Misplaced Longing: What Should We Be Striving For?

Hello, my name is Jennifer, and I am a constant striver.  If there were a 12-step program for people who strive too much, I would certainly join.  In fact, I would want to make it a better program, fix anything that was wrong with it, and if there wasn’t anything wrong with it – by gum – I would find something, and fix it pronto.

I’ve often read that children subjected to instability from a young age will often grow up to be strivers and fixers.  My parents divorced when I was five, and from that time, I have been trying to get them back together.   Not literally – at least not for long – but inside me, in an attempt to mend my brokenness.   In the sudden whirlwind of changing homes and changing schools and absent parents (I was sent to live with my grandparents for a time) I felt I was at the center of a raging storm, and must have somehow caused it.  But nothing I did made it any better.  I got angry and scared and cried, but that didn’t change anything.

Eventually, I settled into a new life with my mom and sister, and regained some stability.  Yet, I retained the feeling that things could go wrong at any moment, and no one around me could prevent it.  So I learned to make things right myself, to make disaster prevention my lifelong project.

It began with striving for perfect grades in school.  If I got less than an A, I was very upset with myself.  And I had to keep the house clean when Mom didn’t feel well enough to do it.  If everything was tidy and in order, chaos could be kept at bay.   Mom – while loving and protective – was always the wildcard.  Sometimes she was happy, and sometimes miserable.    So I had to learn to keep an even keel, to be steady and strong for the three of us.

One safety net was my dreams for the future: for a time when I would be an adult and could have a different life, a more ordered life of my own where I was in charge and everything made sense.  Another was the many books that I read to learn how to live, how to behave, how to escape when the world was too scary.  I could be the heroine of a novel, a completely different person; I could try on different roles until one felt complete and real.

I have carried these defenses into adulthood, the belief that with enough striving I could make any situation better.  It has served me well in some instances, but hampered me in others.

It has made me want to shape life in a way that it can’t be shaped, to organize my life into submission.   It has made me believe, on some level, that because my life was painful and chaotic in childhood that God and the universe owe me an ever-improving future, with all the things I missed out on growing up.

But I know that’s not how it works; that no one gets to create their own life.  Sure, we do to a certain degree, but life always throws us curve balls.  The unexpected presents itself regularly; it is part of the plan.

Many wise people have said that all we can control is our attitude.  I don’t really care for this reality, because I want to control all events as well.  Somehow I got the idea that I know what is best for me: that I need certain friends, or I need to live in a certain house, or have a certain job.  That God wants me to have the full, brimming life of “normalcy” that I have been trying to recover since I was five.   But what God really wants, I believe, is for me to love him, and he wants my spirit to grow, and he wants me to let go of everything but him.

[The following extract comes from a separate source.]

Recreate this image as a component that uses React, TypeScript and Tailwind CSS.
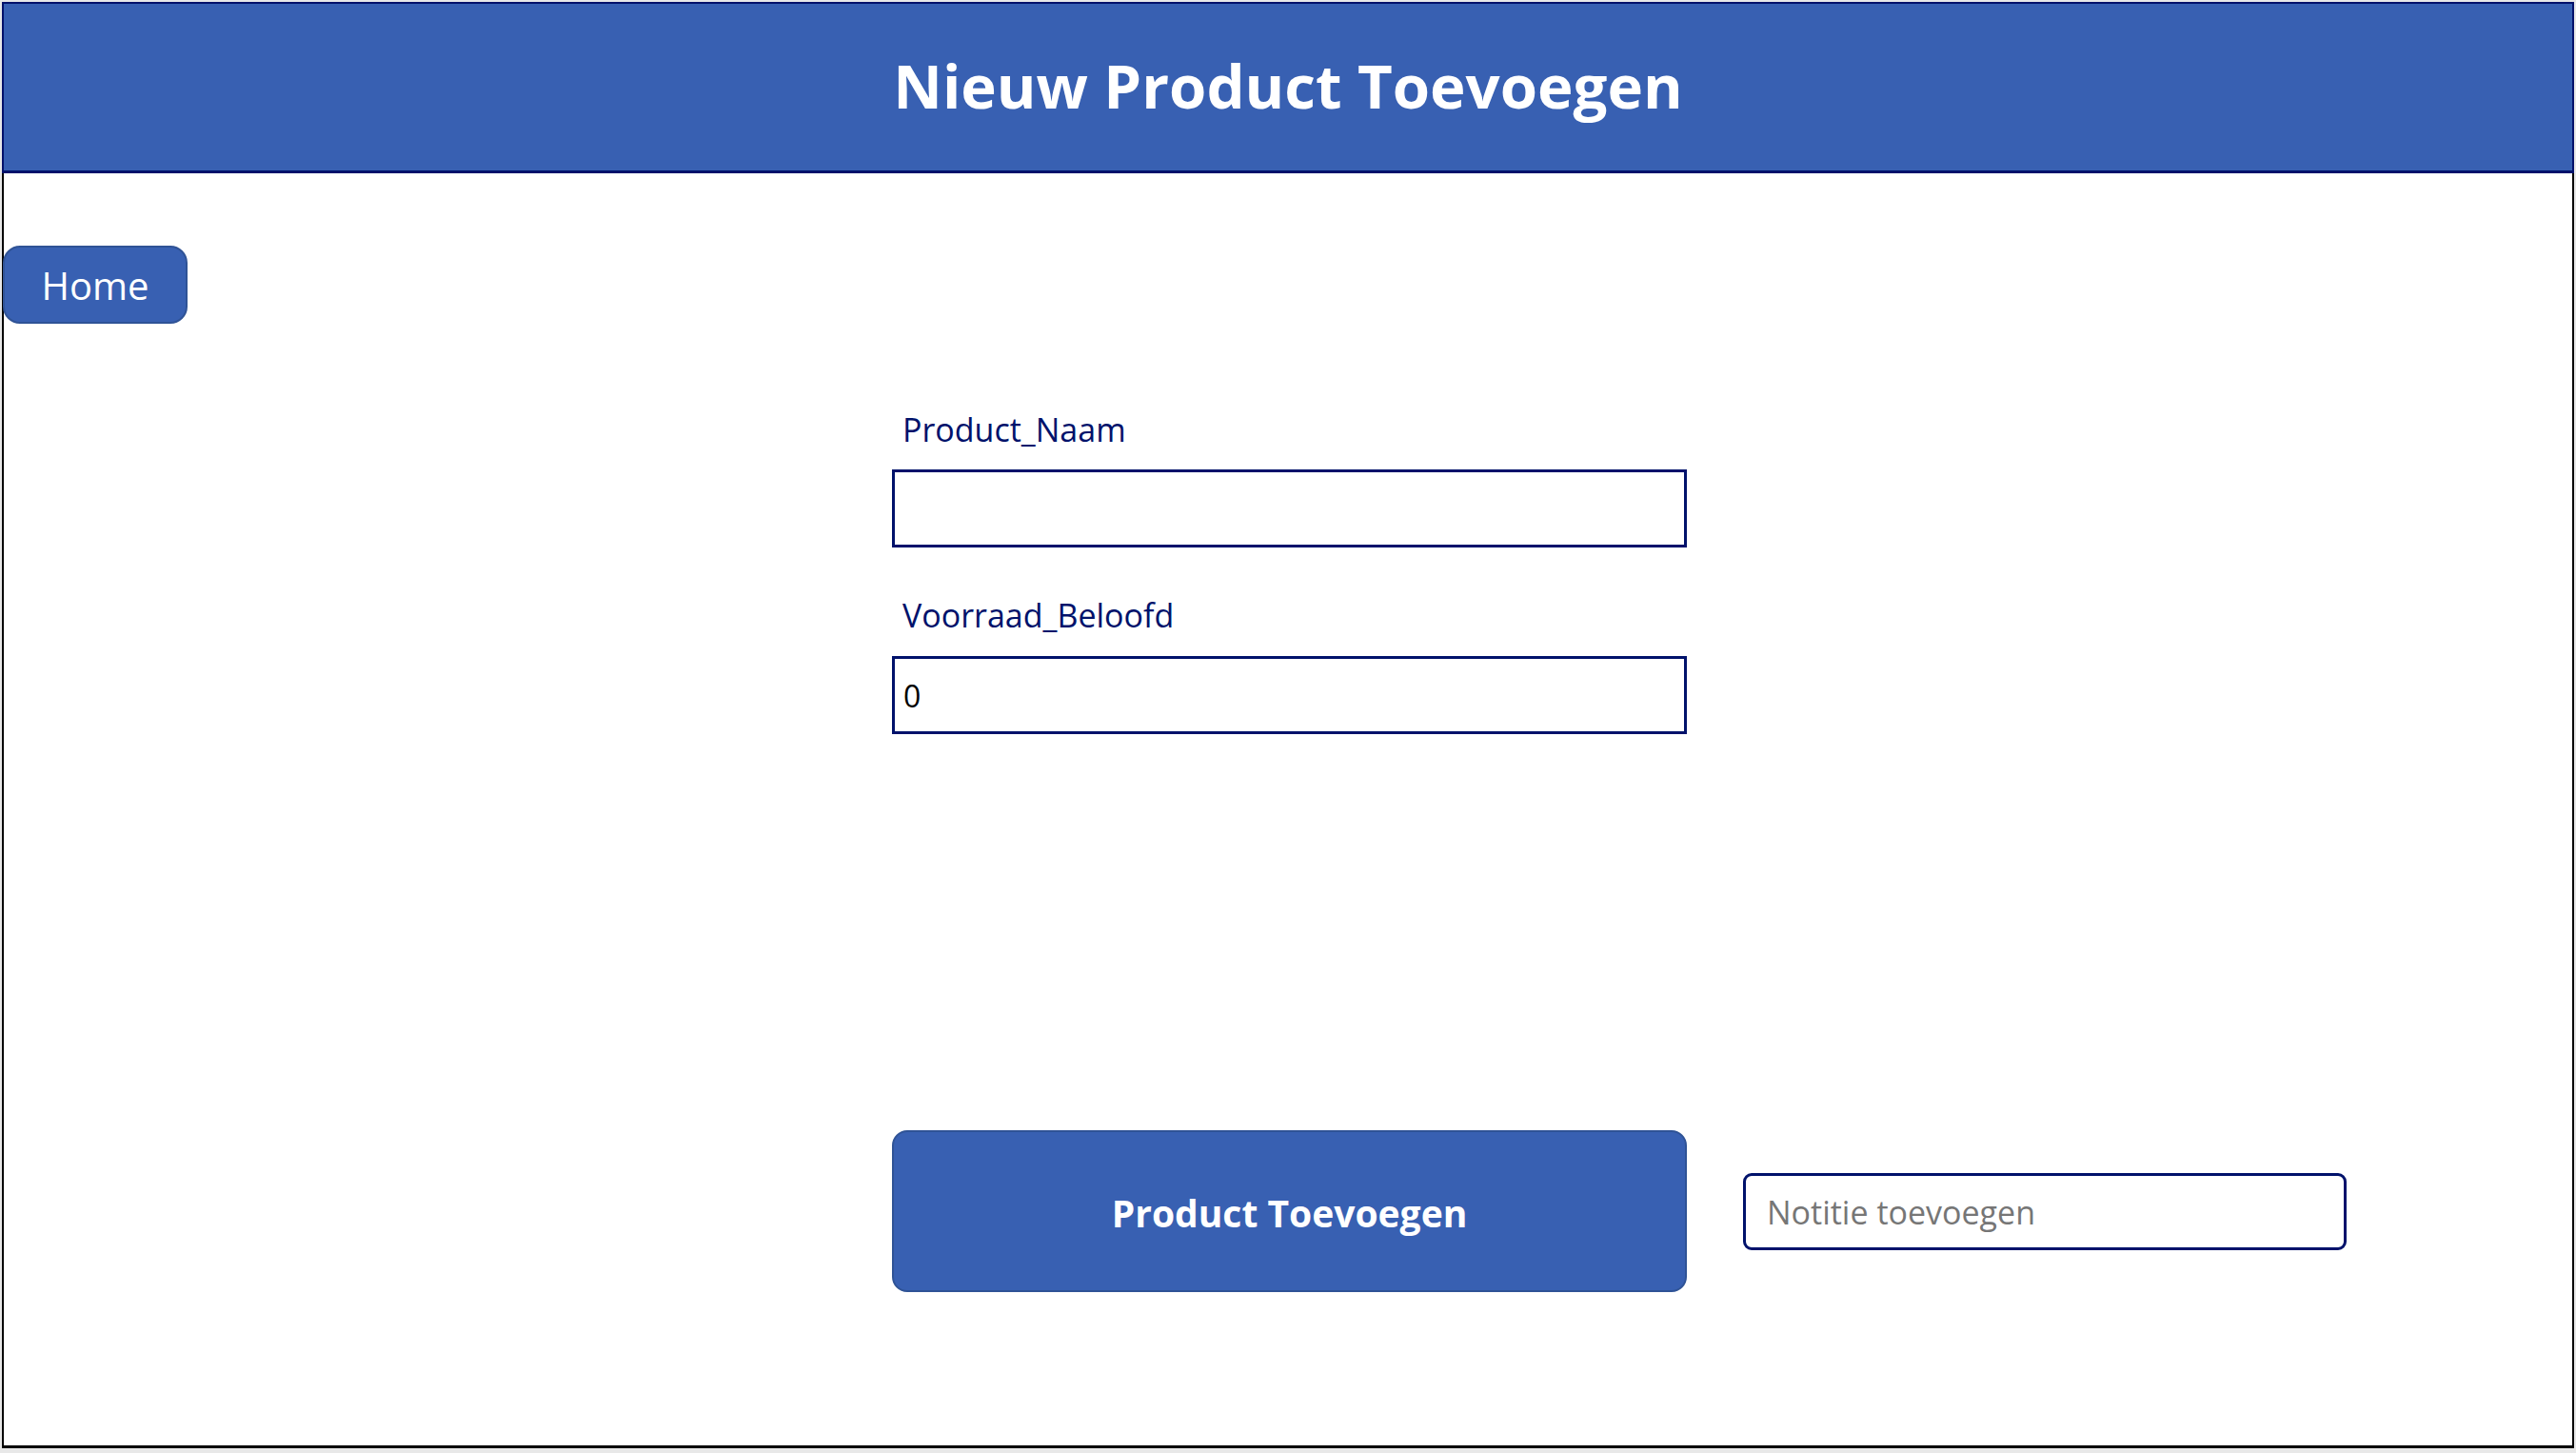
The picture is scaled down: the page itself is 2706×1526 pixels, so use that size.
import React from "react";

const font = { fontFamily: '"Open Sans", "Noto Sans", sans-serif' };

const FieldLabel = ({ children }: { children: React.ReactNode }) => (
  <div className="pl-[11px] text-[34px] leading-[46px] text-[#00126B]">{children}</div>
);

export default function App() {
  return (
    <div className="w-[2706px] h-[1526px] bg-[#e8e8e8] pt-[2px] pl-[2px]" style={font}>
      <div className="w-[2702px] h-[1519px] flex flex-col bg-white">
        <header className="h-[180px] shrink-0 flex items-center justify-center bg-[#3860B2] border-x-2 border-t-2 border-b-[3px] border-[#00126B]">
          <h1 className="text-[63.5px] font-bold text-white leading-none pb-[4px]">
            Nieuw Product Toevoegen
          </h1>
        </header>

        <main className="flex-1 flex flex-col border-x-2 border-b-[3px] border-black">
          <div className="mt-[76px]">
            <button className="w-[194px] h-[82px] -ml-px rounded-[18px] bg-[#3860B2] border-2 border-[#2F5396] text-white text-[40px] leading-none pt-[2px]">
              Home
            </button>
          </div>

          <div className="ml-[933px] w-[835px] mt-[88px] flex flex-col">
            <FieldLabel>Product_Naam</FieldLabel>
            <div className="mt-[19px] h-[82px] border-[3px] border-[#00126B] bg-white" />

            <div className="mt-[48px]">
              <FieldLabel>Voorraad_Beloofd</FieldLabel>
            </div>
            <div className="mt-[20px] h-[82px] border-[3px] border-[#00126B] bg-white flex items-center pl-[9px] pt-[2px] text-[32px] text-black">
              0
            </div>
          </div>

          <div className="ml-[933px] mt-[416px] flex items-center gap-[59px]">
            <button className="w-[835px] h-[170px] rounded-[16px] bg-[#3860B2] border-2 border-[#2F5396] text-white text-[39px] font-bold leading-none pt-[2px]">
              Product Toevoegen
            </button>
            <div className="w-[634px] h-[81px] rounded-[9px] border-[3px] border-[#00126B] bg-white flex items-center pl-[22px] pt-[2px] text-[34px] text-[#767676]">
              Notitie toevoegen
            </div>
          </div>
        </main>
      </div>
    </div>
  );
}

And he has his own mysterious ways of making these things happen.  Maybe he put me in an unsettled family so that I would learn – eventually – that he is my only safety net.

Maybe he takes things away from us, and turns our lives upside down, so that we will learn that he is our one true reality.  We are the living, breathing images of God walking upon the earth; each of us a sign of his love and beauty.

Nothing else matters.  Sure, it’s good to have goals and hopes and dreams.  And, I believe, ultimately, that God will help us make this earthly world a reflection of heavenly virtue and beauty.  But I believe that our souls are the main thing: the only real thing.  And he will do whatever it takes to wake us up, to remind us again and again to strive for the only thing that matters.

Our hopes may be dashed; we may not get what we think we need; but in the ruins of the life we wanted, we can see a glimpse of the life we need.  A life where we look in the eyes of others and see God’s loving spark within.  Where we look at the rivers that flow and the sun and moon overhead and we know that God is father and mother and sister and brother.  And we know him by knowing each other and loving each other.  We are each an eternal reflection of his loving, heavenly light.